Bonds have done badly in the last few years because markets think interest rates will need to run higher to control inflation. Investors have also become more nervous about rising levels of government indebtedness.

This is not really about the risk of governments defaulting. Governments, such as the US or UK which print their own currency, can always create more money to pay creditors. The greater real risk is that governments reduce the real value of bonds by running higher inflation. A subtler approach would be to use regulation and taxes to force the private sector to hold more government bonds or to reduce the return on bonds.

The borrowing numbers are not attractive. Even at a time when the West is growing many governments are running high levels of borrowing. Worryingly, much of this debt is being used to fund current costs, such as benefits and public sector wages, rather than investment. Governments are not households, but a rough analogy is that of a consumer using a credit card to finance everyday spending.

Borrowing to finance public investment, such as infrastructure, can raise growth rates and pay for itself. The same cannot be said of current spending. High levels of borrowing and rising debt risk a doom loop, with debt servicing costs eating up a rising portion of tax revenues, forcing the government to raise taxes to fund interest payments. In turn, heavier taxes weigh on growth and tax revenues, renewing the cycle.

It is easy to identify such risks and imbalances – and impossible to predict when, or if, they will turn into a full-blown crisis. In markets, as in life, timing is everything.

In 2010 Bill Gross, founder of Pimco, the world’s largest bond fund manager, memorably warned that UK government bonds were, “resting on a bed of nitro-glycerine”. Gross argued that heavy government borrowing and the possibility of sterling devaluation, “present high risks for bond investors”.

The logic was impeccable. Yet notwithstanding weak UK growth, a sharp fall in the pound after the Brexit referendum and high levels of government debt, UK bonds did pretty well over the ensuing ten years.

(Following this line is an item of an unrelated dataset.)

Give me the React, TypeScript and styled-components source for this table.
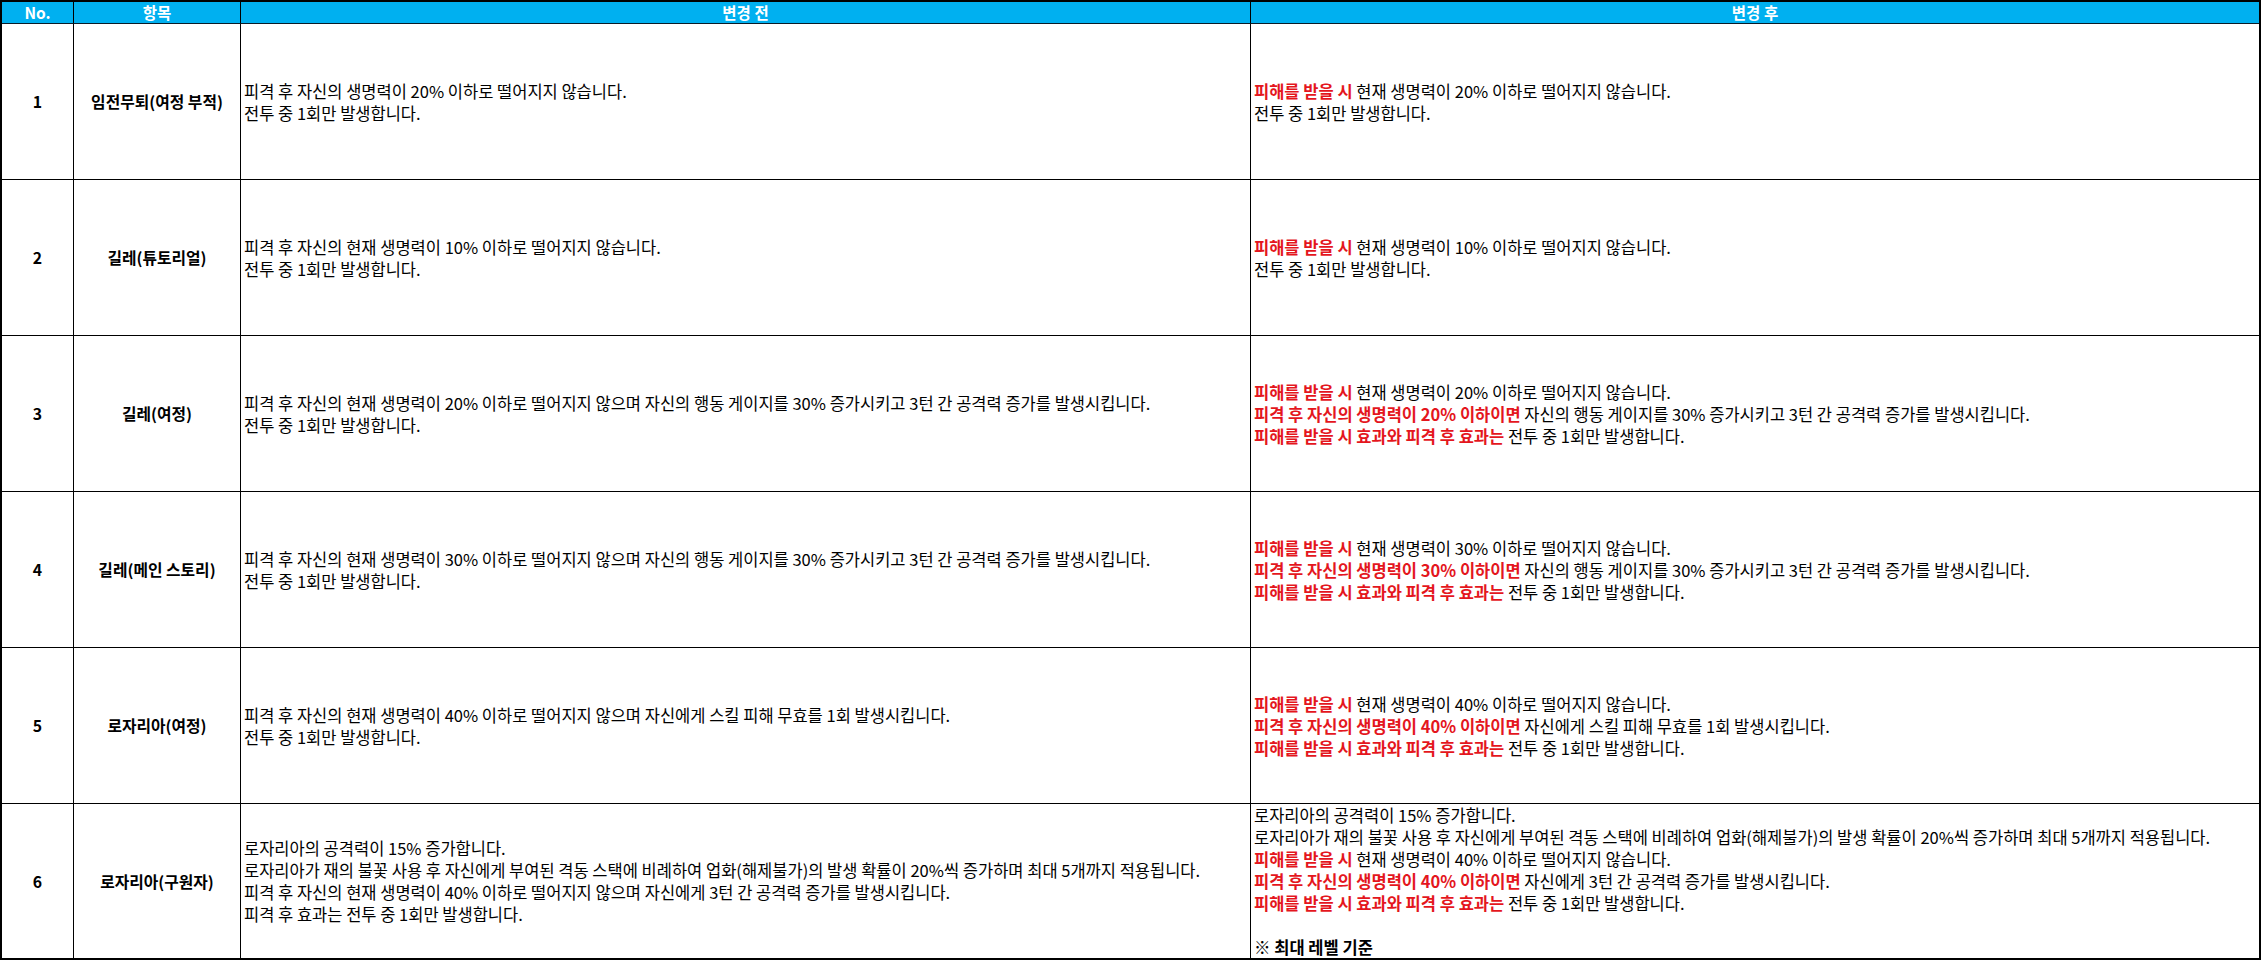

The final word goes to Ray Dalio, founder of the investment firm Bridgewater. He is willing and prepared to make predictions. His latest book, How Countries Go Broke, argues that the countries of the rich world are “in the late stages of their Big Debt Cycles” which, if “not controlled in some way, the probability of an unwanted major restructuring or monetization of debt assets… is very high – something like 65 per cent over the next five years”.

But if we stick to the current path worries about debt sustainability are almost certain to mount.